20*pi is correct.
It makes sense because 40*pi is it's 2nd harmonic and 60*pi the 3rd.
Try and plot both your function and cos(20*pi*t) and you'll see they have the same repetition period.
You don't have to believe to anyone's theory, just fire up Matlab/excel, plot it and measure the repetition period.
You should find 10Hz:
cos(20*pi*t) = cos(10 * 2*pi*t) -> 10 Hz
cos(40*pi*t) = cos(20 * 2*pi*t) -> 20 Hz
cos(60*pi*t) = cos(30 * 2*pi*t) -> 30 Hz
First of all the frequency is w/2Pi in the equation x(t)=VpSin(wt+o)
Secondly, the fundamental frequency is the smallest frequency by which all other harmonic frequencies are integer multiples of.
Note, the fundamental frequency does not necessarily exist in the transform. ie: it could be filtered out.
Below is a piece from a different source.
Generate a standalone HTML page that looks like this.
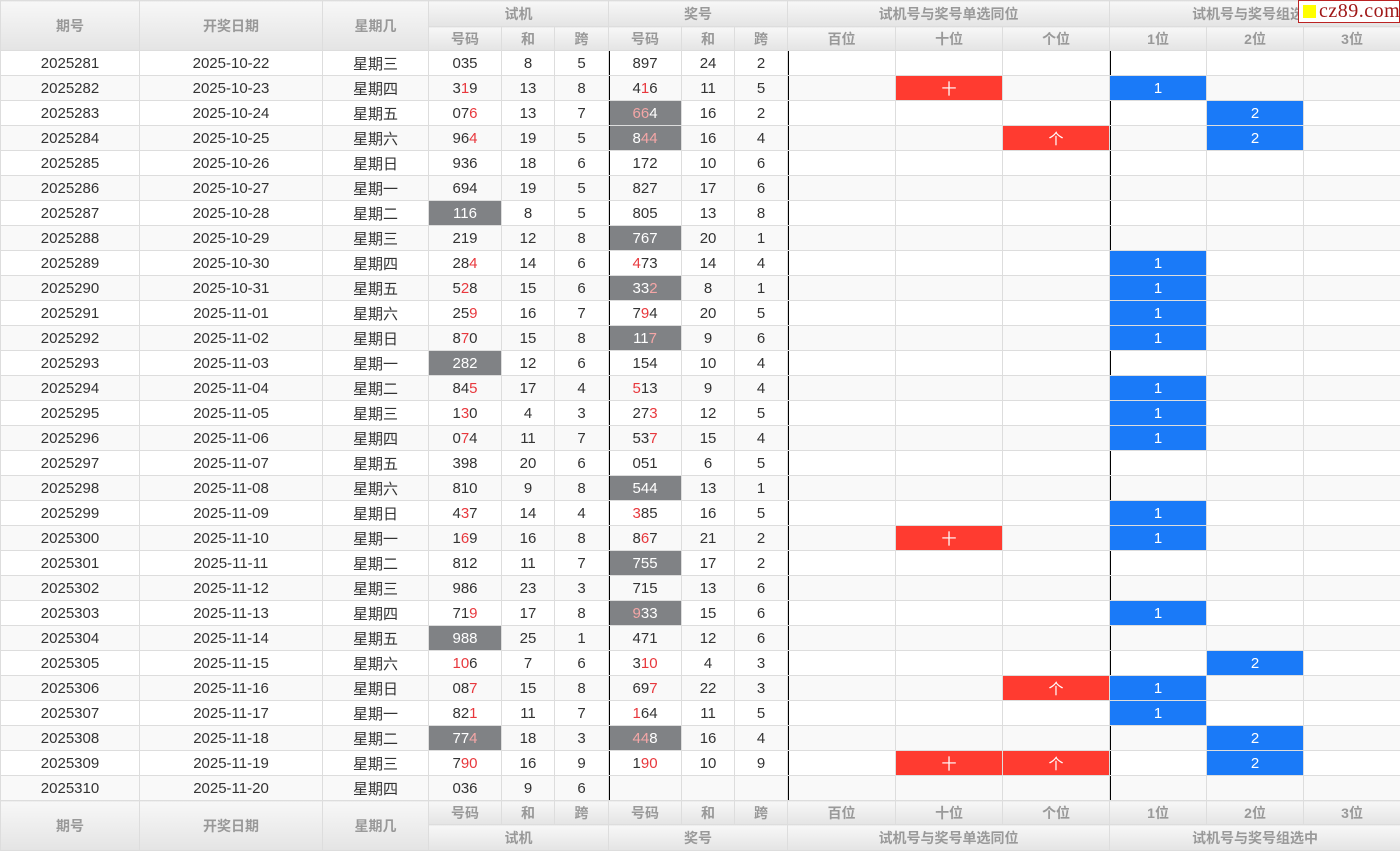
<!DOCTYPE html>
<html><head><meta charset="utf-8">
<style>
*{margin:0;padding:0;box-sizing:border-box}
body{width:1400px;height:851px;overflow:hidden;background:#fff;font-family:"Liberation Sans","Noto Sans CJK SC",sans-serif;position:relative}
table{border-collapse:collapse;table-layout:fixed;width:1400px}
td,th{border:1px solid #ddd;text-align:center;font-size:15px;color:#333;height:25px;padding:0;white-space:nowrap;overflow:hidden}
th{background:linear-gradient(#f7f7f7,#e4e4e4);color:#999;font-weight:bold;font-size:14px}
tr.h1 th{height:26px}
tr.h2 th{height:24px}
tbody tr:nth-child(even) td{background:#f9f9f9}
td.b{box-shadow:inset 1px 0 0 #000}
tbody tr td.g{background:#808285;color:#fff}
.r{color:#e8383d}
td.g .r{color:#f4a6a6}
tbody tr td.x{background:#ff3b30;color:#fff}
tbody tr td.u{background:#1a7af8;color:#fff}
.logo{position:absolute;left:1298px;top:0;width:102px;height:23px;background:#fff;border:1px solid #b22;color:#a01818;font-family:"Liberation Serif",serif;font-size:20px;line-height:20px;padding-left:20px;letter-spacing:0.5px}
.logo:before{content:"";position:absolute;left:4px;top:4px;width:13px;height:13px;background:#ff0}
</style></head><body>
<table>
<colgroup><col style="width:139px"><col style="width:183px"><col style="width:106px"><col style="width:73px"><col style="width:53px"><col style="width:54px"><col style="width:73px"><col style="width:53px"><col style="width:53px"><col style="width:108px"><col style="width:107px"><col style="width:107px"><col style="width:97px"><col style="width:97px"><col style="width:97px"></colgroup>
<thead>
<tr class="h1"><th rowspan="2">期号</th><th rowspan="2">开奖日期</th><th rowspan="2">星期几</th><th colspan="3">试机</th><th colspan="3">奖号</th><th colspan="3">试机号与奖号单选同位</th><th colspan="3">试机号与奖号组选中</th></tr>
<tr class="h2"><th>号码</th><th>和</th><th>跨</th><th>号码</th><th>和</th><th>跨</th><th>百位</th><th>十位</th><th>个位</th><th>1位</th><th>2位</th><th>3位</th></tr>
</thead>
<tbody>
<tr><td>2025281</td><td>2025-10-22</td><td>星期三</td><td>035</td><td>8</td><td>5</td><td class="b">897</td><td>24</td><td>2</td><td class="b"></td><td></td><td></td><td class="b"></td><td></td><td></td></tr>
<tr><td>2025282</td><td>2025-10-23</td><td>星期四</td><td>3<span class="r">1</span>9</td><td>13</td><td>8</td><td class="b">4<span class="r">1</span>6</td><td>11</td><td>5</td><td class="b"></td><td class="x">十</td><td></td><td class="u">1</td><td></td><td></td></tr>
<tr><td>2025283</td><td>2025-10-24</td><td>星期五</td><td>07<span class="r">6</span></td><td>13</td><td>7</td><td class="b g"><span class="r">66</span>4</td><td>16</td><td>2</td><td class="b"></td><td></td><td></td><td class="b"></td><td class="u">2</td><td></td></tr>
<tr><td>2025284</td><td>2025-10-25</td><td>星期六</td><td>96<span class="r">4</span></td><td>19</td><td>5</td><td class="b g">8<span class="r">44</span></td><td>16</td><td>4</td><td class="b"></td><td></td><td class="x">个</td><td class="b"></td><td class="u">2</td><td></td></tr>
<tr><td>2025285</td><td>2025-10-26</td><td>星期日</td><td>936</td><td>18</td><td>6</td><td class="b">172</td><td>10</td><td>6</td><td class="b"></td><td></td><td></td><td class="b"></td><td></td><td></td></tr>
<tr><td>2025286</td><td>2025-10-27</td><td>星期一</td><td>694</td><td>19</td><td>5</td><td class="b">827</td><td>17</td><td>6</td><td class="b"></td><td></td><td></td><td class="b"></td><td></td><td></td></tr>
<tr><td>2025287</td><td>2025-10-28</td><td>星期二</td><td class="g">116</td><td>8</td><td>5</td><td class="b">805</td><td>13</td><td>8</td><td class="b"></td><td></td><td></td><td class="b"></td><td></td><td></td></tr>
<tr><td>2025288</td><td>2025-10-29</td><td>星期三</td><td>219</td><td>12</td><td>8</td><td class="b g">767</td><td>20</td><td>1</td><td class="b"></td><td></td><td></td><td class="b"></td><td></td><td></td></tr>
<tr><td>2025289</td><td>2025-10-30</td><td>星期四</td><td>28<span class="r">4</span></td><td>14</td><td>6</td><td class="b"><span class="r">4</span>73</td><td>14</td><td>4</td><td class="b"></td><td></td><td></td><td class="u">1</td><td></td><td></td></tr>
<tr><td>2025290</td><td>2025-10-31</td><td>星期五</td><td>5<span class="r">2</span>8</td><td>15</td><td>6</td><td class="b g">33<span class="r">2</span></td><td>8</td><td>1</td><td class="b"></td><td></td><td></td><td class="u">1</td><td></td><td></td></tr>
<tr><td>2025291</td><td>2025-11-01</td><td>星期六</td><td>25<span class="r">9</span></td><td>16</td><td>7</td><td class="b">7<span class="r">9</span>4</td><td>20</td><td>5</td><td class="b"></td><td></td><td></td><td class="u">1</td><td></td><td></td></tr>
<tr><td>2025292</td><td>2025-11-02</td><td>星期日</td><td>8<span class="r">7</span>0</td><td>15</td><td>8</td><td class="b g">11<span class="r">7</span></td><td>9</td><td>6</td><td class="b"></td><td></td><td></td><td class="u">1</td><td></td><td></td></tr>
<tr><td>2025293</td><td>2025-11-03</td><td>星期一</td><td class="g">282</td><td>12</td><td>6</td><td class="b">154</td><td>10</td><td>4</td><td class="b"></td><td></td><td></td><td class="b"></td><td></td><td></td></tr>
<tr><td>2025294</td><td>2025-11-04</td><td>星期二</td><td>84<span class="r">5</span></td><td>17</td><td>4</td><td class="b"><span class="r">5</span>13</td><td>9</td><td>4</td><td class="b"></td><td></td><td></td><td class="u">1</td><td></td><td></td></tr>
<tr><td>2025295</td><td>2025-11-05</td><td>星期三</td><td>1<span class="r">3</span>0</td><td>4</td><td>3</td><td class="b">27<span class="r">3</span></td><td>12</td><td>5</td><td class="b"></td><td></td><td></td><td class="u">1</td><td></td><td></td></tr>
<tr><td>2025296</td><td>2025-11-06</td><td>星期四</td><td>0<span class="r">7</span>4</td><td>11</td><td>7</td><td class="b">53<span class="r">7</span></td><td>15</td><td>4</td><td class="b"></td><td></td><td></td><td class="u">1</td><td></td><td></td></tr>
<tr><td>2025297</td><td>2025-11-07</td><td>星期五</td><td>398</td><td>20</td><td>6</td><td class="b">051</td><td>6</td><td>5</td><td class="b"></td><td></td><td></td><td class="b"></td><td></td><td></td></tr>
<tr><td>2025298</td><td>2025-11-08</td><td>星期六</td><td>810</td><td>9</td><td>8</td><td class="b g">544</td><td>13</td><td>1</td><td class="b"></td><td></td><td></td><td class="b"></td><td></td><td></td></tr>
<tr><td>2025299</td><td>2025-11-09</td><td>星期日</td><td>4<span class="r">3</span>7</td><td>14</td><td>4</td><td class="b"><span class="r">3</span>85</td><td>16</td><td>5</td><td class="b"></td><td></td><td></td><td class="u">1</td><td></td><td></td></tr>
<tr><td>2025300</td><td>2025-11-10</td><td>星期一</td><td>1<span class="r">6</span>9</td><td>16</td><td>8</td><td class="b">8<span class="r">6</span>7</td><td>21</td><td>2</td><td class="b"></td><td class="x">十</td><td></td><td class="u">1</td><td></td><td></td></tr>
<tr><td>2025301</td><td>2025-11-11</td><td>星期二</td><td>812</td><td>11</td><td>7</td><td class="b g">755</td><td>17</td><td>2</td><td class="b"></td><td></td><td></td><td class="b"></td><td></td><td></td></tr>
<tr><td>2025302</td><td>2025-11-12</td><td>星期三</td><td>986</td><td>23</td><td>3</td><td class="b">715</td><td>13</td><td>6</td><td class="b"></td><td></td><td></td><td class="b"></td><td></td><td></td></tr>
<tr><td>2025303</td><td>2025-11-13</td><td>星期四</td><td>71<span class="r">9</span></td><td>17</td><td>8</td><td class="b g"><span class="r">9</span>33</td><td>15</td><td>6</td><td class="b"></td><td></td><td></td><td class="u">1</td><td></td><td></td></tr>
<tr><td>2025304</td><td>2025-11-14</td><td>星期五</td><td class="g">988</td><td>25</td><td>1</td><td class="b">471</td><td>12</td><td>6</td><td class="b"></td><td></td><td></td><td class="b"></td><td></td><td></td></tr>
<tr><td>2025305</td><td>2025-11-15</td><td>星期六</td><td><span class="r">10</span>6</td><td>7</td><td>6</td><td class="b">3<span class="r">10</span></td><td>4</td><td>3</td><td class="b"></td><td></td><td></td><td class="b"></td><td class="u">2</td><td></td></tr>
<tr><td>2025306</td><td>2025-11-16</td><td>星期日</td><td>08<span class="r">7</span></td><td>15</td><td>8</td><td class="b">69<span class="r">7</span></td><td>22</td><td>3</td><td class="b"></td><td></td><td class="x">个</td><td class="u">1</td><td></td><td></td></tr>
<tr><td>2025307</td><td>2025-11-17</td><td>星期一</td><td>82<span class="r">1</span></td><td>11</td><td>7</td><td class="b"><span class="r">1</span>64</td><td>11</td><td>5</td><td class="b"></td><td></td><td></td><td class="u">1</td><td></td><td></td></tr>
<tr><td>2025308</td><td>2025-11-18</td><td>星期二</td><td class="g">77<span class="r">4</span></td><td>18</td><td>3</td><td class="b g"><span class="r">44</span>8</td><td>16</td><td>4</td><td class="b"></td><td></td><td></td><td class="b"></td><td class="u">2</td><td></td></tr>
<tr><td>2025309</td><td>2025-11-19</td><td>星期三</td><td>7<span class="r">90</span></td><td>16</td><td>9</td><td class="b">1<span class="r">90</span></td><td>10</td><td>9</td><td class="b"></td><td class="x">十</td><td class="x">个</td><td class="b"></td><td class="u">2</td><td></td></tr>
<tr><td>2025310</td><td>2025-11-20</td><td>星期四</td><td>036</td><td>9</td><td>6</td><td class="b"></td><td></td><td></td><td class="b"></td><td></td><td></td><td class="b"></td><td></td><td></td></tr>
</tbody>
<tfoot>
<tr class="h2"><th rowspan="2">期号</th><th rowspan="2">开奖日期</th><th rowspan="2">星期几</th><th>号码</th><th>和</th><th>跨</th><th>号码</th><th>和</th><th>跨</th><th>百位</th><th>十位</th><th>个位</th><th>1位</th><th>2位</th><th>3位</th></tr>
<tr class="h1"><th colspan="3">试机</th><th colspan="3">奖号</th><th colspan="3">试机号与奖号单选同位</th><th colspan="3">试机号与奖号组选中</th></tr>
</tfoot>
</table>
<div class="logo">cz89.com</div>
</body></html>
So, Dave's second answer of 10 is correct.
40 Pi t = 2 x wt
60 Pi t = 3 x wt
120 Pi t = 6 x wt
where w=2 Pi f
and f=10
The fundamental frequency of 10 is absent but 20 is incorrect because then 60 w t would equal 1.5 times the fundamental which is not part of a Fourier transform.
40 is even more incorrect because w=2 x Pi x f not just Pi x f plus it is not an integer of the fundamental.
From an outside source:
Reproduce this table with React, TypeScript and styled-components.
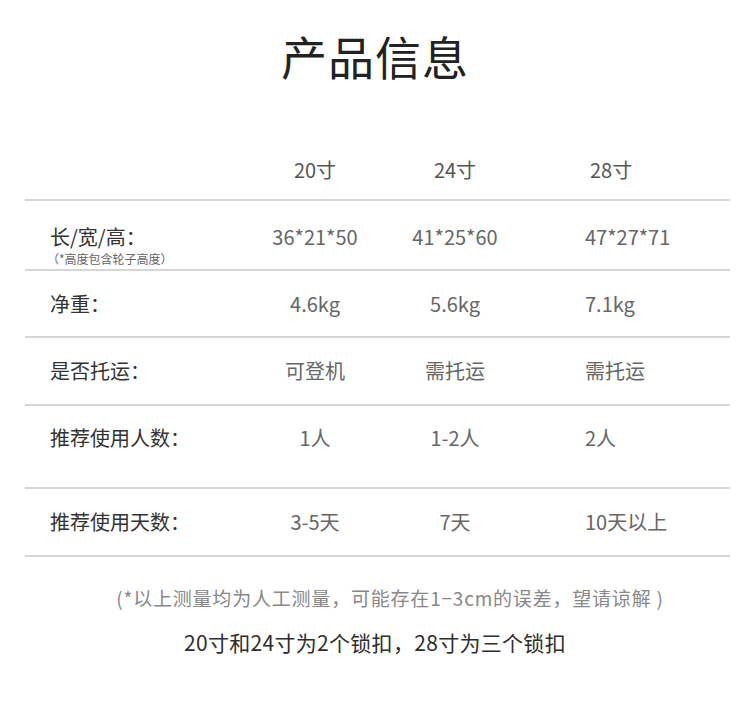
import styled, { createGlobalStyle } from "styled-components";

const GlobalStyle = createGlobalStyle`
  html, body {
    margin: 0;
    padding: 0;
    background: #ffffff;
  }
  body {
    font-family: "Noto Sans CJK SC", "Noto Sans", sans-serif;
  }
`;

type Row = {
  label: string;
  note?: string;
  values: [string, string, string];
  height: number;
  padTop?: number;
};

const rows: Row[] = [
  { label: "长/宽/高：", note: "（*高度包含轮子高度）", values: ["36*21*50", "41*25*60", "47*27*71"], height: 70, padTop: 22 },
  { label: "净重：", values: ["4.6kg", "5.6kg", "7.1kg"], height: 67 },
  { label: "是否托运：", values: ["可登机", "需托运", "需托运"], height: 68 },
  { label: "推荐使用人数：", values: ["1人", "1-2人", "2人"], height: 83, padTop: 18 },
  { label: "推荐使用天数：", values: ["3-5天", "7天", "10天以上"], height: 68 },
];

export default function App() {
  return (
    <Page>
      <GlobalStyle />
      <Title>产品信息</Title>
      <Table>
        <HeadRow>
          <span />
          <HeadCell>20寸</HeadCell>
          <HeadCell>24寸</HeadCell>
          <HeadCell $left>28寸</HeadCell>
        </HeadRow>
        {rows.map((row) => (
          <BodyRow key={row.label} $height={row.height} $padTop={row.padTop}>
            <LabelCell>
              <Label>{row.label}</Label>
              {row.note && <Note>{row.note}</Note>}
            </LabelCell>
            {row.values.map((v, i) => (
              <ValueCell key={i} $left={i === 2}>
                {v}
              </ValueCell>
            ))}
          </BodyRow>
        ))}
      </Table>
      <Disclaimer>(*以上测量均为人工测量，可能存在1−3cm的误差，望请谅解 )</Disclaimer>
      <LockNote>20寸和24寸为2个锁扣，28寸为三个锁扣</LockNote>
    </Page>
  );
}

const Page = styled.div`
  width: 750px;
  height: 707px;
  box-sizing: border-box;
  padding-top: 25px;
  display: flex;
  flex-direction: column;
  align-items: center;
  overflow: hidden;
`;

const Title = styled.h1`
  margin: 0;
  font-size: 46px;
  font-weight: 400;
  line-height: 60px;
  color: #222222;
  letter-spacing: 1px;
`;

const Table = styled.div`
  margin-top: 62px;
  width: 705px;
  align-self: flex-start;
  margin-left: 25px;
  display: flex;
  flex-direction: column;
`;

const columns = "220px 140px 140px 205px";

const HeadRow = styled.div`
  display: grid;
  grid-template-columns: ${columns};
  height: 54px;
  box-sizing: border-box;
  padding-bottom: 8px;
  align-items: center;
  border-bottom: 2px solid #d6d6d6;
`;

const HeadCell = styled.div<{ $left?: boolean }>`
  text-align: ${(p) => (p.$left ? "left" : "center")};
  padding-left: ${(p) => (p.$left ? "65px" : "0")};
  font-size: 20px;
  color: #555555;
`;

const BodyRow = styled.div<{ $height: number; $padTop?: number }>`
  display: grid;
  grid-template-columns: ${columns};
  height: ${(p) => p.$height}px;
  box-sizing: border-box;
  border-bottom: 2px solid #d6d6d6;
  align-items: ${(p) => (p.$padTop ? "start" : "center")};
  padding-top: ${(p) => p.$padTop || 0}px;
`;

const LabelCell = styled.div`
  padding-left: 25px;
  display: flex;
  flex-direction: column;
`;

const Label = styled.div`
  font-size: 20px;
  line-height: 28px;
  color: #333333;
`;

const Note = styled.div`
  font-size: 12px;
  line-height: 16px;
  color: #666666;
  margin-left: -3px;
`;

const ValueCell = styled.div<{ $left?: boolean }>`
  text-align: ${(p) => (p.$left ? "left" : "center")};
  padding-left: ${(p) => (p.$left ? "60px" : "0")};
  font-size: 20px;
  line-height: 28px;
  color: #666666;
`;

const Disclaimer = styled.p`
  margin: 28px 0 0 30px;
  font-size: 19px;
  line-height: 26px;
  letter-spacing: 0.8px;
  color: #888888;
`;

const LockNote = styled.p`
  margin: 18px 0 0;
  font-size: 21px;
  line-height: 26px;
  letter-spacing: 0.3px;
  color: #2e2e2e;
  font-weight: 400;
`;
I gave twice the same answer, because cos(20*pi*t) is a signal at 10Hz.
Just remember that you need 2*pi to complet a period, so cos(F * 2 * pi * t) is a signal at F Hz.
Hope it is more clear now ...
You originally asked for the fundamental frequency. It is 10.
w=2*Pi*f = 20 * Pi - this is the angular frequency.
What is the question actually asking for? angular frequency or frequency? There is an important distinction!
If the choices of answers are in multiples of Pi then it should be asking for angular frequency ( also radian frequency ).
Note: the importance is not to get the answer correct, it is to understand the concept. How else will you answer the question on a final exam?